Tip #9. Okay, here is where I step on some of your toes. When you get home today, look in the mirror and, if you’ve never done so before, say to yourself, “I am a grownup” and stop expecting your parents’ generation to support you. One day this past summer, when the world was consumed by violence, no article I came across in the New York Times appalled me more than one that focused on twenty-somethings with good jobs and their own apartments who still feel no compunction about loading up their trunks with booty from their parents’ houses when no one is looking: oil paintings, furniture, and expensive bottles of wine, in addition to smaller ticket items like toilet paper and disposable razor blades in bulk. Psychologists have begun defining adulthood as something that is fully underway only by the age of 35. Maybe it is the parent in me–or the forty-something child of aging parents–as much as it is the college professor, but personally, I’m deeply disturbed by this phenomenon. College has been a wonderful chance for some of the more traditional students among you to delay for awhile the responsibilities of absolute adulthood. But now that’s over. You are it: not the next generation, but this one, the one that will quickly be, for better or worse, in charge of much of the world.

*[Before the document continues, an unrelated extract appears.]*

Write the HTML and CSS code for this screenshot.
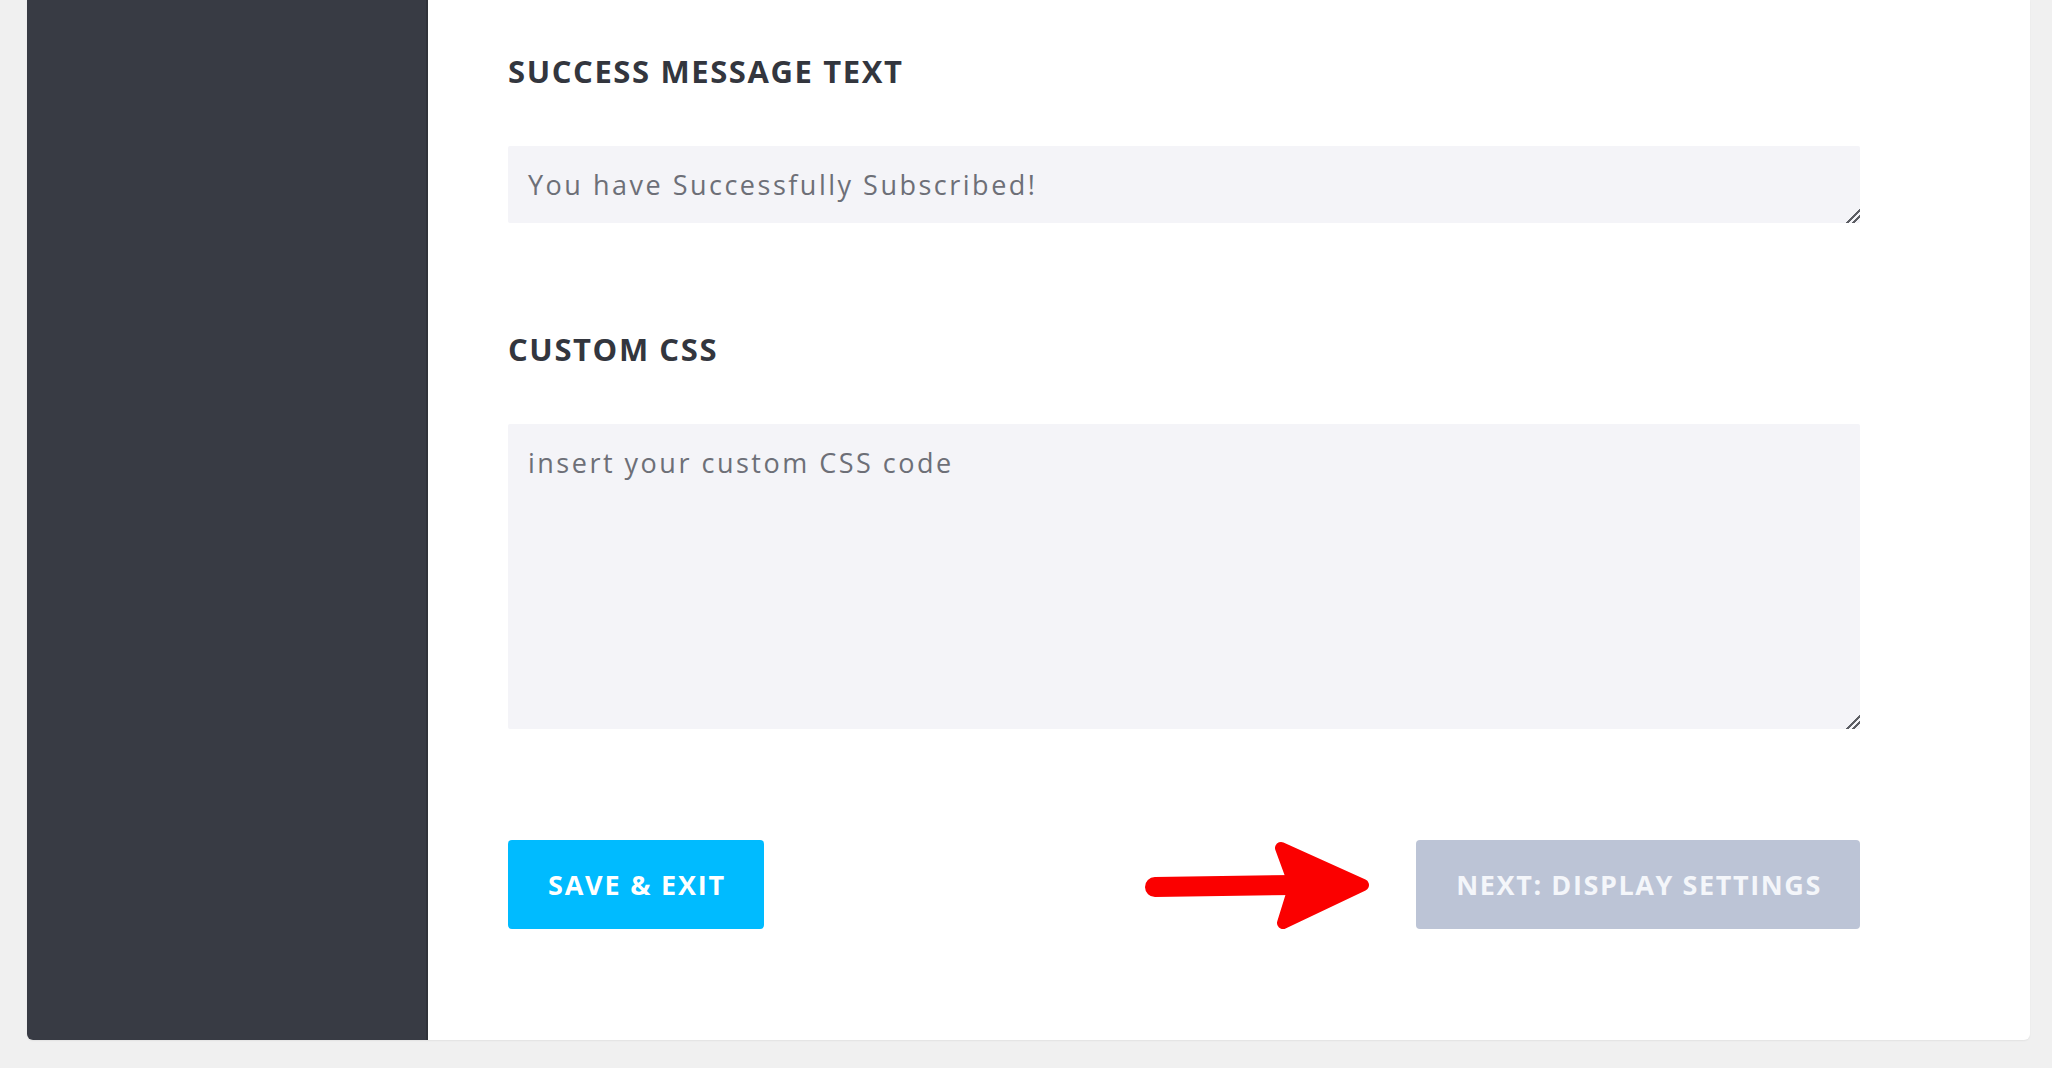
FILE: index.html
```html
<!DOCTYPE html>
<html lang="en">
<head>
<meta charset="utf-8">
<title>Form settings</title>
<link rel="stylesheet" href="styles.css">
</head>
<body>
<div class="card">
  <aside class="sidebar"></aside>
  <main class="content">
    <section class="field">
      <h2 class="field-title">SUCCESS MESSAGE TEXT</h2>
      <textarea class="input input-short">You have Successfully Subscribed!</textarea>
    </section>
    <section class="field">
      <h2 class="field-title">CUSTOM CSS</h2>
      <textarea class="input input-tall">insert your custom CSS code</textarea>
    </section>
    <div class="actions">
      <button class="btn btn-save">SAVE &amp; EXIT</button>
      <div class="next-group">
        <svg class="arrow" width="225" height="89" viewBox="0 0 225 89" aria-hidden="true">
          <line x1="10" y1="47" x2="150" y2="45" stroke="#fb0000" stroke-width="20" stroke-linecap="round"/>
          <path d="M136 8 L218 45 L138 83 L147 54 L147 38 Z" fill="#fb0000" stroke="#fb0000" stroke-width="12" stroke-linejoin="round"/>
        </svg>
        <button class="btn btn-next">NEXT: DISPLAY SETTINGS</button>
      </div>
    </div>
  </main>
</div>
</body>
</html>
```

FILE: styles.css
```css
html, body {
  margin: 0;
  padding: 0;
  background: #f0f0f0;
  height: 100%;
  overflow: hidden;
}

body {
  font-family: "Open Sans", "DejaVu Sans", sans-serif;
}

.card {
  display: flex;
  margin: 0 22px 0 27px;
  height: 1040px;
  background: #ffffff;
  border-radius: 0 0 6px 6px;
  box-shadow: 0 1px 2px rgba(0, 0, 0, 0.06);
  overflow: hidden;
}

.sidebar {
  width: 399px;
  flex: none;
  background: #383b44;
  border-right: 2px solid #30333a;
}

.content {
  flex: 1;
  padding: 54px 170px 0 80px;
  display: flex;
  flex-direction: column;
}

.field {
  display: flex;
  flex-direction: column;
  margin-bottom: 109px;
}

.field-title {
  margin: 0 0 57px;
  font-size: 31px;
  line-height: 35px;
  font-weight: 700;
  letter-spacing: 1.6px;
  color: #33363e;
}

.input {
  display: block;
  box-sizing: border-box;
  width: 100%;
  margin: 0;
  border: none;
  outline: none;
  border-radius: 2px;
  background: #f4f4f8;
  padding: 19px 18px 0 20px;
  font-family: "Open Sans", "DejaVu Sans", sans-serif;
  font-size: 27px;
  line-height: 40px;
  letter-spacing: 2.5px;
  color: #6d6f77;
  resize: vertical;
  overflow: hidden;
}

.input::-webkit-resizer {
  background: linear-gradient(135deg,
    transparent 0 52%,
    #5c5e64 52% 62%,
    transparent 62% 72%,
    #5c5e64 72% 82%,
    transparent 82%);
}

.input-short {
  height: 77px;
}

.input-tall {
  height: 305px;
}

.field + .field {
  margin-bottom: 111px;
}

.actions {
  display: flex;
  justify-content: space-between;
  align-items: center;
}

.next-group {
  display: flex;
  align-items: center;
}

.arrow {
  display: block;
  margin-right: 46px;
}

.btn {
  height: 89px;
  padding: 0 38px 0 40px;
  border: none;
  border-radius: 4px;
  font-family: "Open Sans", "DejaVu Sans", sans-serif;
  font-size: 27px;
  font-weight: 700;
  letter-spacing: 1.8px;
  color: #ffffff;
  cursor: pointer;
}

.btn-save {
  background: #00bbff;
}

.btn-next {
  background: #bcc4d6;
  color: #f4f6fa;
  letter-spacing: 1.6px;
}
```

You’ve listened patiently to some of my priorities. My last tip is
that you find your own and use them to live your lives intentionally, not
accidentally. In his post-9/11 essay “Thoughts in the Presence of Fear,” Wendell
Berry writes: “Education is not properly an industry, and its proper
use is not to serve industries, either by job-training or by industry-subsidized
research. Its proper use is to enable citizens to live lives that are economically,
politically, socially, and culturally responsible. This cannot be done by
gathering or ‘accessing’ what we now call ‘information’ – which
is to say facts without context and therefore without priority. A proper
education,” he concludes, “enables young people to put their
lives in order, which means knowing what things are more important than other
things; it means putting first things first.” Today, as you prepare
to take the “real” final exam, we ask you to think hard about
how to “put first things first.”
We’re proud of you. We’re counting on each of you to succeed. And we ask that whatever you do, wherever you go in this wide, wide world, remember to take us with you.